Coupling two order parameters in a quantum gas

2017 
Controlling matter to simultaneously support multiple coupled properties is of fundamental and technological importance. For example, the simultaneous presence of magnetic and ferroelectric orders in multiferroic materials leads to enhanced functionalities. In high-temperature superconductors, intertwining between charge- and spin-order can form superconducting states at high transition temperatures. However, pinning down the microscopic mechanisms responsible for the simultaneous presence of different orders is difficult, making it hard to predict the phenomenology of a material or to experimentally modify its properties. Here we use a quantum gas to engineer an adjustable interaction at the microscopic level between two orders, and demonstrate scenarios of competition, coexistence and coupling between them. In the latter case, intriguingly, the presence of one order lowers the critical point of the other.
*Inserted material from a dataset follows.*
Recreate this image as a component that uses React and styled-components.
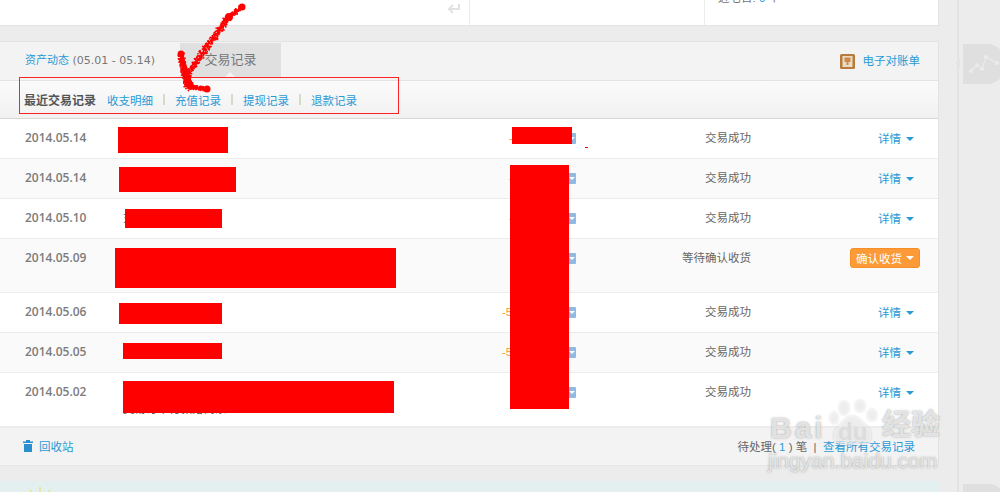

Our system is realized by a Bose-Einstein condensate which can undergo self-organization phase transitions in two optical resonators, resulting in two distinct crystalline density orders. We characterize the intertwining between these orders by measuring the composite order parameter and the elementary excitations. We explain our results with a mean-field free energy model, which is derived from a microscopic Hamiltonian. Our system is ideally suited to explore properties of quantum tricritical points as recently realized in and can be extended to study the interplay of spin and density orders also as a function of temperature.